> **TASK DESCRIPTION**: Make an exact copy of each entry, leaving out every picture.
--- START OF EXTRACTED RECORDS ---
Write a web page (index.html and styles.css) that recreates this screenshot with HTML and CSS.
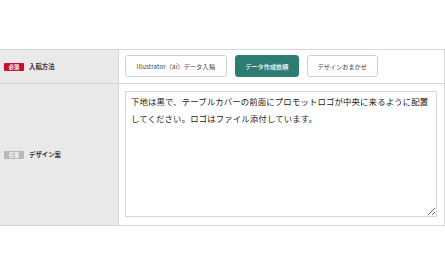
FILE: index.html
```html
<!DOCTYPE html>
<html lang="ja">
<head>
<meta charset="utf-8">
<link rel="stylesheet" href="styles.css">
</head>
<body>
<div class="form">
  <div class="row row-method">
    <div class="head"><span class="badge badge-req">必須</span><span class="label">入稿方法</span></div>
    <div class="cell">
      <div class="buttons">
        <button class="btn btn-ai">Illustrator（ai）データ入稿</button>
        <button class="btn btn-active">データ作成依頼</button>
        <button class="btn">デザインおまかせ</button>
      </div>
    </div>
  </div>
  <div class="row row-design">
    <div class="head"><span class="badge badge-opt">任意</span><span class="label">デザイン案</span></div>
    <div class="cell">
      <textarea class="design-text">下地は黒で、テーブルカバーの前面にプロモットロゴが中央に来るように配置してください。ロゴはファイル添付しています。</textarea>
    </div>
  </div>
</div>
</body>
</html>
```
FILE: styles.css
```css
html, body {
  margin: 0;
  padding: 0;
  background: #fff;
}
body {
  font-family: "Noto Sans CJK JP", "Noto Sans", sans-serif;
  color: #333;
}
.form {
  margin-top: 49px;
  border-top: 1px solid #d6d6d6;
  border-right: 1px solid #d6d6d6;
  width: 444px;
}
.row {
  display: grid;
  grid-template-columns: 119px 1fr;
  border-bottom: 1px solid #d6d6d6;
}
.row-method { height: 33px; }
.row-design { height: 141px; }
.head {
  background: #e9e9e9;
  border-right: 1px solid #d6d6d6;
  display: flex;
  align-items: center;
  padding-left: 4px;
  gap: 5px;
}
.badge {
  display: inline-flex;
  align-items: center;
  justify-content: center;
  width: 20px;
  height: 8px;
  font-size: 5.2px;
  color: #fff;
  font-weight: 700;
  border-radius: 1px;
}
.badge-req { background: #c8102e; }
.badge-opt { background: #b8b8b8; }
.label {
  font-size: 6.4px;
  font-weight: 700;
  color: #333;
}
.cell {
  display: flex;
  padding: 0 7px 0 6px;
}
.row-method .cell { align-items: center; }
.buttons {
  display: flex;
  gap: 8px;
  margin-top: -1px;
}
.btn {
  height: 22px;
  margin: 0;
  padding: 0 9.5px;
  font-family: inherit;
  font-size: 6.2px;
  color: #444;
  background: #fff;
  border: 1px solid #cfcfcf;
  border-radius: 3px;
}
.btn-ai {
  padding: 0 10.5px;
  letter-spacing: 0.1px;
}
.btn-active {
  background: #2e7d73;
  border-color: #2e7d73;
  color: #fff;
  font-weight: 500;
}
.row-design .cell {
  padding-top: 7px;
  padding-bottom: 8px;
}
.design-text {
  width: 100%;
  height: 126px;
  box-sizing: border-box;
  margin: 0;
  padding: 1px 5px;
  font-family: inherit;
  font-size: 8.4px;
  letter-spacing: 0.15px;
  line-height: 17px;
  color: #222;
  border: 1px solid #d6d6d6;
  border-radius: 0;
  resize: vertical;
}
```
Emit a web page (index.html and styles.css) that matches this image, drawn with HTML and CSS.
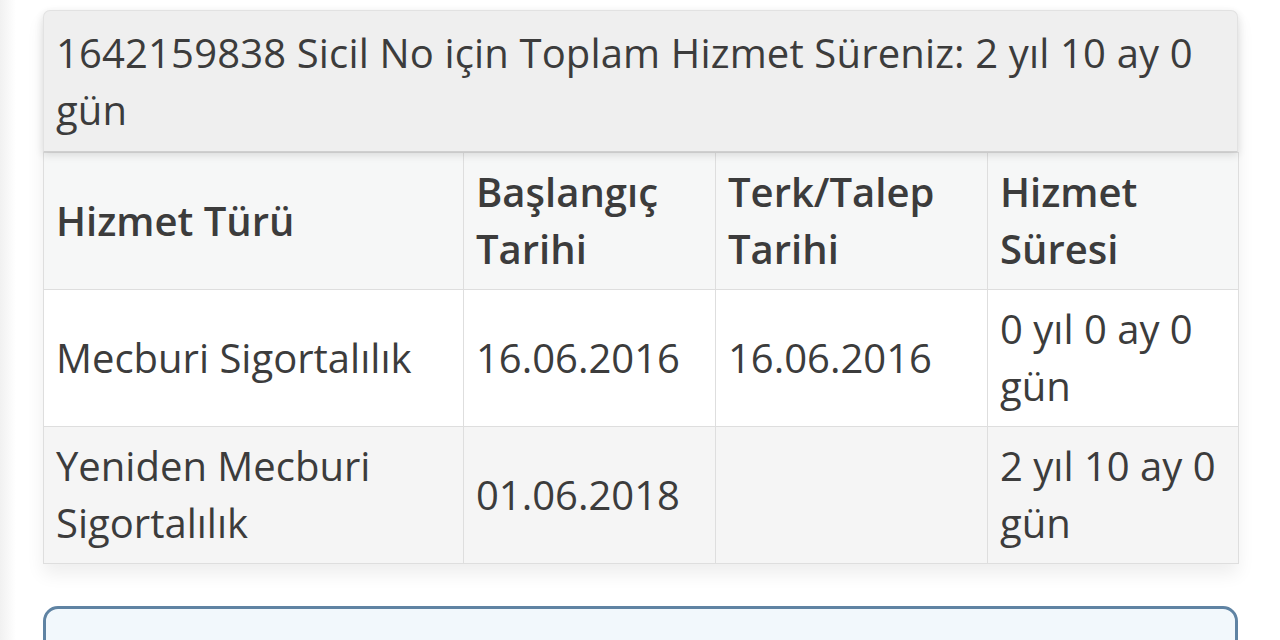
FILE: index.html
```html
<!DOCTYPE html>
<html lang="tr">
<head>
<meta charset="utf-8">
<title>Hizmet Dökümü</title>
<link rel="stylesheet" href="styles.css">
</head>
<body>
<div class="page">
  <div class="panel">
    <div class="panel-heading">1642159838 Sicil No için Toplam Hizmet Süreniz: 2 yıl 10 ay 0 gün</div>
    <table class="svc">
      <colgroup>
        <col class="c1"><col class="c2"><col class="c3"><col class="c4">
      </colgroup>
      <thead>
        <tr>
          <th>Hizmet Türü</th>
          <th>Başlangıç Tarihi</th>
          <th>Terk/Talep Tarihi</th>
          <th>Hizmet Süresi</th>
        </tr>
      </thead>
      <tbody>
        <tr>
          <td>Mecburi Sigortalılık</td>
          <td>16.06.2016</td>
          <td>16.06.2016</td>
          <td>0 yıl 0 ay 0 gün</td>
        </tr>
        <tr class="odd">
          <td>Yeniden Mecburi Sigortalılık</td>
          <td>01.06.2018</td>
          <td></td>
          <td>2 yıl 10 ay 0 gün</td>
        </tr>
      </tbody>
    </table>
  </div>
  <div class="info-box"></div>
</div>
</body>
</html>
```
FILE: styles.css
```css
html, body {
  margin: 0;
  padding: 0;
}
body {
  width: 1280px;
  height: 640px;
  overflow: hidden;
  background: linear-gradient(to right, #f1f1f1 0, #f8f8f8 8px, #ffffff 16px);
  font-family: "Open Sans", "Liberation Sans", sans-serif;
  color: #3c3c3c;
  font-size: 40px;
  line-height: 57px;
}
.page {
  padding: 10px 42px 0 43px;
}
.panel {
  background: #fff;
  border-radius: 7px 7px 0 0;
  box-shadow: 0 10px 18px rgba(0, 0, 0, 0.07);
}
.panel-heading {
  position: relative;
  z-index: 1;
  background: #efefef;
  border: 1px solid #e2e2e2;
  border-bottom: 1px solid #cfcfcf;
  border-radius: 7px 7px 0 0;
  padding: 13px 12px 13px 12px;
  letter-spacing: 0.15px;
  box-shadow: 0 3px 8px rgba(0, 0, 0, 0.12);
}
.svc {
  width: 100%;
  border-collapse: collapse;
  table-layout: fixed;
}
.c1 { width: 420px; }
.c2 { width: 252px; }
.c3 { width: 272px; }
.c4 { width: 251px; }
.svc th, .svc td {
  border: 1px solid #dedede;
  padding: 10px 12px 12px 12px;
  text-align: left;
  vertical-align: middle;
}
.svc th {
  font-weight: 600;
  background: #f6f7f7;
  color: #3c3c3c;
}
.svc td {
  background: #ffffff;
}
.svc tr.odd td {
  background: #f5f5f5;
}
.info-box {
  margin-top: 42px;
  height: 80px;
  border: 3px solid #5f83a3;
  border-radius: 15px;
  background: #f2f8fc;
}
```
--- END OF EXTRACTED RECORDS ---
> **RESULT**:
Write a web page (index.html and styles.css) that recreates this screenshot with HTML and CSS.
FILE: index.html
```html
<!DOCTYPE html>
<html lang="ja">
<head>
<meta charset="utf-8">
<link rel="stylesheet" href="styles.css">
</head>
<body>
<div class="form">
  <div class="row row-method">
    <div class="head"><span class="badge badge-req">必須</span><span class="label">入稿方法</span></div>
    <div class="cell">
      <div class="buttons">
        <button class="btn btn-ai">Illustrator（ai）データ入稿</button>
        <button class="btn btn-active">データ作成依頼</button>
        <button class="btn">デザインおまかせ</button>
      </div>
    </div>
  </div>
  <div class="row row-design">
    <div class="head"><span class="badge badge-opt">任意</span><span class="label">デザイン案</span></div>
    <div class="cell">
      <textarea class="design-text">下地は黒で、テーブルカバーの前面にプロモットロゴが中央に来るように配置してください。ロゴはファイル添付しています。</textarea>
    </div>
  </div>
</div>
</body>
</html>
```
FILE: styles.css
```css
html, body {
  margin: 0;
  padding: 0;
  background: #fff;
}
body {
  font-family: "Noto Sans CJK JP", "Noto Sans", sans-serif;
  color: #333;
}
.form {
  margin-top: 49px;
  border-top: 1px solid #d6d6d6;
  border-right: 1px solid #d6d6d6;
  width: 444px;
}
.row {
  display: grid;
  grid-template-columns: 119px 1fr;
  border-bottom: 1px solid #d6d6d6;
}
.row-method { height: 33px; }
.row-design { height: 141px; }
.head {
  background: #e9e9e9;
  border-right: 1px solid #d6d6d6;
  display: flex;
  align-items: center;
  padding-left: 4px;
  gap: 5px;
}
.badge {
  display: inline-flex;
  align-items: center;
  justify-content: center;
  width: 20px;
  height: 8px;
  font-size: 5.2px;
  color: #fff;
  font-weight: 700;
  border-radius: 1px;
}
.badge-req { background: #c8102e; }
.badge-opt { background: #b8b8b8; }
.label {
  font-size: 6.4px;
  font-weight: 700;
  color: #333;
}
.cell {
  display: flex;
  padding: 0 7px 0 6px;
}
.row-method .cell { align-items: center; }
.buttons {
  display: flex;
  gap: 8px;
  margin-top: -1px;
}
.btn {
  height: 22px;
  margin: 0;
  padding: 0 9.5px;
  font-family: inherit;
  font-size: 6.2px;
  color: #444;
  background: #fff;
  border: 1px solid #cfcfcf;
  border-radius: 3px;
}
.btn-ai {
  padding: 0 10.5px;
  letter-spacing: 0.1px;
}
.btn-active {
  background: #2e7d73;
  border-color: #2e7d73;
  color: #fff;
  font-weight: 500;
}
.row-design .cell {
  padding-top: 7px;
  padding-bottom: 8px;
}
.design-text {
  width: 100%;
  height: 126px;
  box-sizing: border-box;
  margin: 0;
  padding: 1px 5px;
  font-family: inherit;
  font-size: 8.4px;
  letter-spacing: 0.15px;
  line-height: 17px;
  color: #222;
  border: 1px solid #d6d6d6;
  border-radius: 0;
  resize: vertical;
}
```
Emit a web page (index.html and styles.css) that matches this image, drawn with HTML and CSS.
FILE: index.html
```html
<!DOCTYPE html>
<html lang="tr">
<head>
<meta charset="utf-8">
<title>Hizmet Dökümü</title>
<link rel="stylesheet" href="styles.css">
</head>
<body>
<div class="page">
  <div class="panel">
    <div class="panel-heading">1642159838 Sicil No için Toplam Hizmet Süreniz: 2 yıl 10 ay 0 gün</div>
    <table class="svc">
      <colgroup>
        <col class="c1"><col class="c2"><col class="c3"><col class="c4">
      </colgroup>
      <thead>
        <tr>
          <th>Hizmet Türü</th>
          <th>Başlangıç Tarihi</th>
          <th>Terk/Talep Tarihi</th>
          <th>Hizmet Süresi</th>
        </tr>
      </thead>
      <tbody>
        <tr>
          <td>Mecburi Sigortalılık</td>
          <td>16.06.2016</td>
          <td>16.06.2016</td>
          <td>0 yıl 0 ay 0 gün</td>
        </tr>
        <tr class="odd">
          <td>Yeniden Mecburi Sigortalılık</td>
          <td>01.06.2018</td>
          <td></td>
          <td>2 yıl 10 ay 0 gün</td>
        </tr>
      </tbody>
    </table>
  </div>
  <div class="info-box"></div>
</div>
</body>
</html>
```
FILE: styles.css
```css
html, body {
  margin: 0;
  padding: 0;
}
body {
  width: 1280px;
  height: 640px;
  overflow: hidden;
  background: linear-gradient(to right, #f1f1f1 0, #f8f8f8 8px, #ffffff 16px);
  font-family: "Open Sans", "Liberation Sans", sans-serif;
  color: #3c3c3c;
  font-size: 40px;
  line-height: 57px;
}
.page {
  padding: 10px 42px 0 43px;
}
.panel {
  background: #fff;
  border-radius: 7px 7px 0 0;
  box-shadow: 0 10px 18px rgba(0, 0, 0, 0.07);
}
.panel-heading {
  position: relative;
  z-index: 1;
  background: #efefef;
  border: 1px solid #e2e2e2;
  border-bottom: 1px solid #cfcfcf;
  border-radius: 7px 7px 0 0;
  padding: 13px 12px 13px 12px;
  letter-spacing: 0.15px;
  box-shadow: 0 3px 8px rgba(0, 0, 0, 0.12);
}
.svc {
  width: 100%;
  border-collapse: collapse;
  table-layout: fixed;
}
.c1 { width: 420px; }
.c2 { width: 252px; }
.c3 { width: 272px; }
.c4 { width: 251px; }
.svc th, .svc td {
  border: 1px solid #dedede;
  padding: 10px 12px 12px 12px;
  text-align: left;
  vertical-align: middle;
}
.svc th {
  font-weight: 600;
  background: #f6f7f7;
  color: #3c3c3c;
}
.svc td {
  background: #ffffff;
}
.svc tr.odd td {
  background: #f5f5f5;
}
.info-box {
  margin-top: 42px;
  height: 80px;
  border: 3px solid #5f83a3;
  border-radius: 15px;
  background: #f2f8fc;
}
```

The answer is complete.